Go through the listing and pick out each line with the word "styles" in it.

** begin Supplied information **

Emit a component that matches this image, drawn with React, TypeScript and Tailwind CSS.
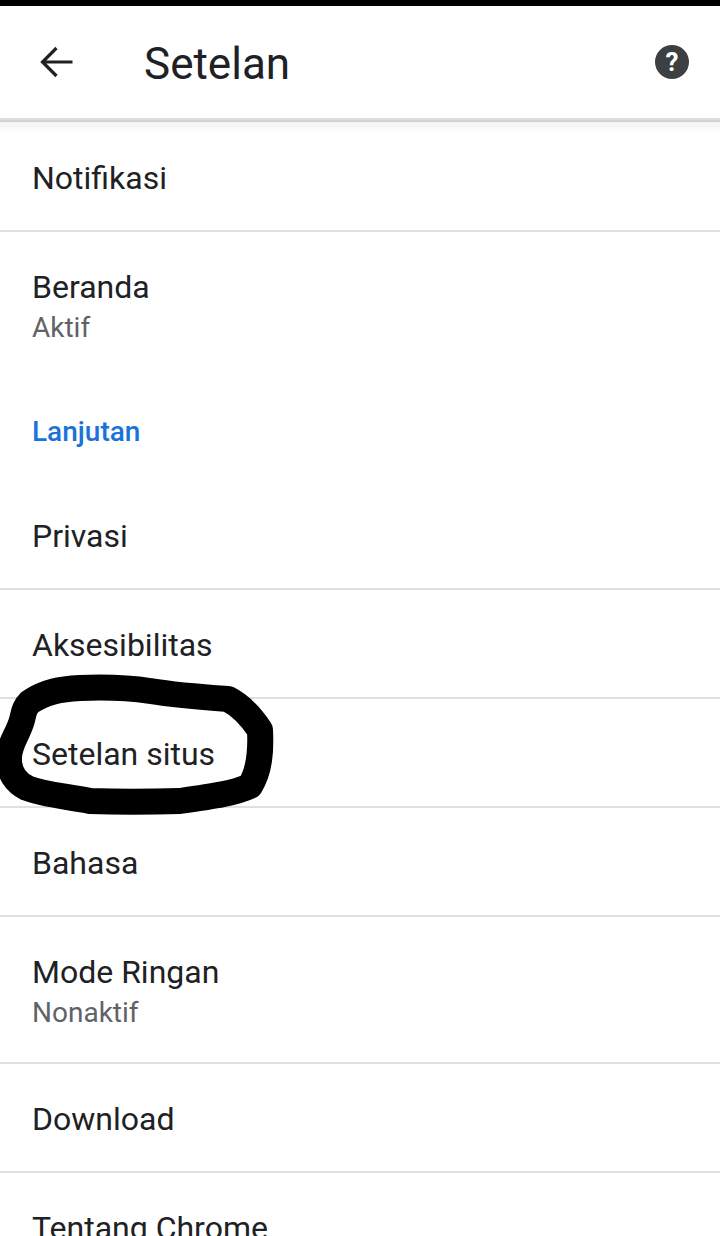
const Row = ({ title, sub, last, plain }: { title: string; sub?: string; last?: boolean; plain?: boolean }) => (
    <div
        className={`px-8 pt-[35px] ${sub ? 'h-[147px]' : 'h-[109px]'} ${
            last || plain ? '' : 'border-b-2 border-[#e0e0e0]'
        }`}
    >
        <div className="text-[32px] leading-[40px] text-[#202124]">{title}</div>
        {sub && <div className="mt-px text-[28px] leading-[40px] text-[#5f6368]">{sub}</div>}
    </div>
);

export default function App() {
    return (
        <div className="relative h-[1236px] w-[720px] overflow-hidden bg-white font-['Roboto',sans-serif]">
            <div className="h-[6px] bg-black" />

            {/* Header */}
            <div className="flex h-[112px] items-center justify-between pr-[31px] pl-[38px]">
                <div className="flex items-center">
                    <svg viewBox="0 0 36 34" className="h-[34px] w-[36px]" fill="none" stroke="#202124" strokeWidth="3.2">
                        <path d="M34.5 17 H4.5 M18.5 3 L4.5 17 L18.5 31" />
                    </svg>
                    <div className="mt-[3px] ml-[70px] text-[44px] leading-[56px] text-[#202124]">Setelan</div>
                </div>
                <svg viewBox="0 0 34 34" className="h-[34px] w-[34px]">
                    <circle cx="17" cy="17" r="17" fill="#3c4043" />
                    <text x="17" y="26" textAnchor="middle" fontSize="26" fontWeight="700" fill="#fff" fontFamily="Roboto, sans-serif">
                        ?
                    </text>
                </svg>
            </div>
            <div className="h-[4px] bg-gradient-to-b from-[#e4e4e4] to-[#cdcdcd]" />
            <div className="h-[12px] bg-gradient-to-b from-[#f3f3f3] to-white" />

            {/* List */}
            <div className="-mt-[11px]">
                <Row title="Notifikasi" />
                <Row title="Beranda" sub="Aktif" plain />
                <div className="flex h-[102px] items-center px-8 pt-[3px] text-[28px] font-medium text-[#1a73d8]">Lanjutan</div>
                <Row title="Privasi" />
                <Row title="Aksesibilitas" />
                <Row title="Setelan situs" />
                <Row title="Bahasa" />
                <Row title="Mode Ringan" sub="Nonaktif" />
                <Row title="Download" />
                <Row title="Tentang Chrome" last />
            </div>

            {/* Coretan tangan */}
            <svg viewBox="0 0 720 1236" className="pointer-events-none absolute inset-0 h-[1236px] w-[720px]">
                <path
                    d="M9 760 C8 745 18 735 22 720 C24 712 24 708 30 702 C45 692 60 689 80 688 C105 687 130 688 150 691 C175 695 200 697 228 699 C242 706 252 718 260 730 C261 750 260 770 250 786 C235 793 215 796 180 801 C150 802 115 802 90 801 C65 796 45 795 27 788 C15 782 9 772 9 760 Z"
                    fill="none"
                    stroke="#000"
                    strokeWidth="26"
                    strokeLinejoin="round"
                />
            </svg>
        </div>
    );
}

** end Supplied information **
** begin Supplied information **

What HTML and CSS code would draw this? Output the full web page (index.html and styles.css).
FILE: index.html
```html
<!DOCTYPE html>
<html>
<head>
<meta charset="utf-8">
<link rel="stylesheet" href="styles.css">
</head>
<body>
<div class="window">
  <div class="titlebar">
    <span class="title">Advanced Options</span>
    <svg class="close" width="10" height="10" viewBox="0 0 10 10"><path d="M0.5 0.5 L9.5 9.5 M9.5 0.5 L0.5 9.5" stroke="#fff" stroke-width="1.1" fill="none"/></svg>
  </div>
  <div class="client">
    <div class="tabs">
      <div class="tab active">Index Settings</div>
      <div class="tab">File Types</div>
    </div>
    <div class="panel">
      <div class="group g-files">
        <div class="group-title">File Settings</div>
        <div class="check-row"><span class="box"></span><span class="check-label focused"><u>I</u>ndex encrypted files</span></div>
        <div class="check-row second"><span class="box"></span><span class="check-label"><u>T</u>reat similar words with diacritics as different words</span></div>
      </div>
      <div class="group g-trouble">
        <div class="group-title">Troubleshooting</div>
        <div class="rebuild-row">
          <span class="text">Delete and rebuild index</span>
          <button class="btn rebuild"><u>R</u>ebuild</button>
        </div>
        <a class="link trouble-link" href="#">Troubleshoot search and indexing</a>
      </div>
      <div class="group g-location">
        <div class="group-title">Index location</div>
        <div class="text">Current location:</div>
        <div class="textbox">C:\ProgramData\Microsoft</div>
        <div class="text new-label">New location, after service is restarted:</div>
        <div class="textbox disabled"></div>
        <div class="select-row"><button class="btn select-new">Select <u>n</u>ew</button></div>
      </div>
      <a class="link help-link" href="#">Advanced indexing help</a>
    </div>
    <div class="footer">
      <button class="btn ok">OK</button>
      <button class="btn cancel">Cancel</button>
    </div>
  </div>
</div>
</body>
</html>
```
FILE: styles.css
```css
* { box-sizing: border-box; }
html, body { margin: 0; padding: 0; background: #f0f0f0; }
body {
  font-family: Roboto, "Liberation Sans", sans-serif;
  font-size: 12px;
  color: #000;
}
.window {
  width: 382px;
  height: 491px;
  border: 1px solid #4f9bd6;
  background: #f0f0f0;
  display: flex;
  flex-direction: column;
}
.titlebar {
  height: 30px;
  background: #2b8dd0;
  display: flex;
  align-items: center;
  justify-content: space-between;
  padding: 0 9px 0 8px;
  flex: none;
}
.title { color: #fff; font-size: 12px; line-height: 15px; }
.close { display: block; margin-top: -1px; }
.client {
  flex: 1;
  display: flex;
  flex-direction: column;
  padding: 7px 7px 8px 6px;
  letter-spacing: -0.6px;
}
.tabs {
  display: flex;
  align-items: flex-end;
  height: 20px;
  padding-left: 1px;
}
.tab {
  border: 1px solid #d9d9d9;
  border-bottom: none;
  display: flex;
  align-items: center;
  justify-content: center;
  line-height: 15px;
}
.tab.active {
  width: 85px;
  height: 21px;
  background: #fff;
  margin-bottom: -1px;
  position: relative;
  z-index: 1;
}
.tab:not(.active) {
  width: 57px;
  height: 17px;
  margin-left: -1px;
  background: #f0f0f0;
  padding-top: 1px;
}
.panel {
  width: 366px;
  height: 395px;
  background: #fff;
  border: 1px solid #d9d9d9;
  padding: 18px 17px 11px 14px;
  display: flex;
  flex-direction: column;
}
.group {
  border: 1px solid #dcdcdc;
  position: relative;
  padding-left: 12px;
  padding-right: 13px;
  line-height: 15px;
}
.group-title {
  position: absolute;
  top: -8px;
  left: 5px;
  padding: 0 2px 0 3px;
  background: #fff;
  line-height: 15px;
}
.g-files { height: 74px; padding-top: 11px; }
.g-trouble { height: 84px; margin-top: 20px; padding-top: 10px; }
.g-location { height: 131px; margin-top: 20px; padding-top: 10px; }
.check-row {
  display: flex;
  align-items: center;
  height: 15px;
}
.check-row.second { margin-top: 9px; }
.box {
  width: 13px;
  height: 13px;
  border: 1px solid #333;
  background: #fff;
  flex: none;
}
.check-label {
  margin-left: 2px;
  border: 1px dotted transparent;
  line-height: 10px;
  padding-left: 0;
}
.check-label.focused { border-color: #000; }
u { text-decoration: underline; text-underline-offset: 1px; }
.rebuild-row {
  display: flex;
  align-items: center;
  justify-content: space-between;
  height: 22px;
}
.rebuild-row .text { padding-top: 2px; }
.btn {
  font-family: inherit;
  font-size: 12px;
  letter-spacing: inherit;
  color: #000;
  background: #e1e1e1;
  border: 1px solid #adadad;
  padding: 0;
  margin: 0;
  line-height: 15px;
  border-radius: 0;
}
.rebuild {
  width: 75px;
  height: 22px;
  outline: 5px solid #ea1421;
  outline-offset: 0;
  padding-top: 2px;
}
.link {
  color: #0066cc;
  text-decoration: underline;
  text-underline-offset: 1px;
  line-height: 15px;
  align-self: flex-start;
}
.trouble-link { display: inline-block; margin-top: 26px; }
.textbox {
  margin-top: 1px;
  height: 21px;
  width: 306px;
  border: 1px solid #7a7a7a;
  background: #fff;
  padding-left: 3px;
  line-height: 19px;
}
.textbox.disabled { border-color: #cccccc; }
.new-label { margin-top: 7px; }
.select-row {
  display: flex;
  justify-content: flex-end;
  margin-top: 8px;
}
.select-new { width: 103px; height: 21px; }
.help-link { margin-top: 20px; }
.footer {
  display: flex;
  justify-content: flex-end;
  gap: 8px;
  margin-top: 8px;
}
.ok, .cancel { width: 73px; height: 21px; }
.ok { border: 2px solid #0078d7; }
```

** end Supplied information **
** begin Supplied information **

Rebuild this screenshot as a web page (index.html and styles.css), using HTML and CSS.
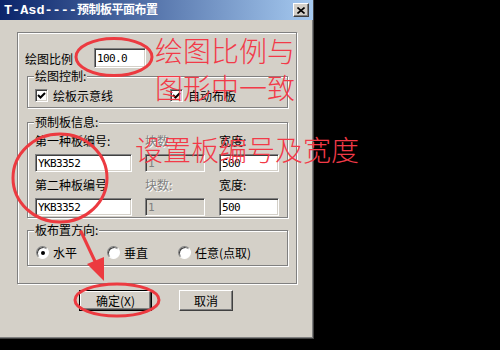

** end Supplied information **

> **Full response**:
What HTML and CSS code would draw this? Output the full web page (index.html and styles.css).
<link rel="stylesheet" href="styles.css">
FILE: styles.css
Rebuild this screenshot as a web page (index.html and styles.css), using HTML and CSS.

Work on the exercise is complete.